Tuesday, August 5, 2008

Past National Youth Awardee Eletha Flores shares her current projects with HHF

This would be my first official blogging gig and I’m proud to say my fame and fortune as a blogging artist started with the Hispanic Heritage Foundation. No, but seriously, I’m glad to have this opportunity to share my experiences as a past National Youth Awardee in Math and Engineering and hopefully I can help other young people get excited about what this organization has to offer. So, a little bit about myself: I was borne in North Carolina, lived in Louisiana, but my permanent residence in now in the DC metropolitan area in Prince George’s county Maryland. I just turned 20 years old and I have two years left at the Massachusetts Institute of Technology, where I’m studying towards a Bachelor’s in Electrical Engineering and Computer Science with a minor in Applied International Studies, with a focus in the Spanish language and Latin America. This summer, I am renting out a room in a flat in San Sebastian-Donostia, Spain and interning at Fatronik, an international research and development company. I’ll be back at MIT August 31 but I am not particularly looking forward to ending my first three months in Europe. At Fatronik, I’m designing and building on a joystick and video game interface for post-stroke rehabilitation for elderly individuals. The company is small and while there is a good mix of international employees of all ages and backgrounds, I am still the only female in my division which is Biorobotica. Latina engineers, scientists, and related professions in the technical fields: we have to represent! America is not producing enough engineers and scientists on a relative scale compared with other countries. We thus have this opportunity to strengthen our country’s innovation potential. Let your younger siblings and cousins know what’s hot about math and science, and we’ll be that much more powerful as a nation!

I think one of the problems with attracting kids my age and younger into these fields is the perceptions of what kind of career a typical engineer or scientist might have. I mean, of course there are Microsoft and other big name corporations where you will probably start at one level and work your way up the corporate ladder over the course of your career. And yes, said career can include lots of office work, perhaps working long hours in front of the computer. I mean, now that I am thinking about it more and more as I intern and plan for after school, I really don’t want that kind of career. I want to design, create, build mostly in robotics or energy-related fields, but at the same time, you couldn’t hold me down to a chair and isolate me inside a cubicle only to stare fixedly at a computer screen for forty years of my working life if you paid me- a lot. I guess it will be a different story when I weigh my student loans against my means of repaying them (but that’s where scholarships from the HHF can help out too!). Several of my friends also share this same kind of fear of a monotonous and sedentary (or lonely, cold, and dark? Well, it probably isn´t that bad) day job. Maybe kids in high school are forming this kind of image in their mind and thus deciding against technical fields. In these past few years studying engineering, I realized the education part has a lot to do with gaining tools and a way of thinking, but once I have these tools, I want to help people improve their lives. Whether that means designing more energy efficient infrastructure for communities or helping people regain arm function after a stroke, I’m up for making a difference and empowering others.
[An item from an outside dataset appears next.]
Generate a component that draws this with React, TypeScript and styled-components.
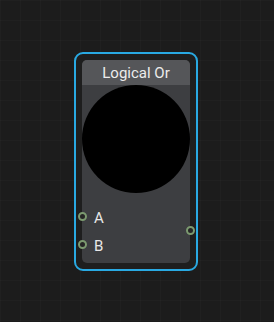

So I plan to start with either research or work in a start-up company that involves a lot of field work, getting out there and talking with people first hand about the problems with their current situations so I can make design decisions based on what’s really important to people, and not just functionally, but psychologically and emotionally as well. That’s where the art of engineering is: considering the culture, age, interests and abilities of people as priorities in design instead of side features. I learned a lot about this from interning at Fatronik. I’ll write a little more about the company and my travels later; I probably should try and get some sleep before I show up to work tomorrow.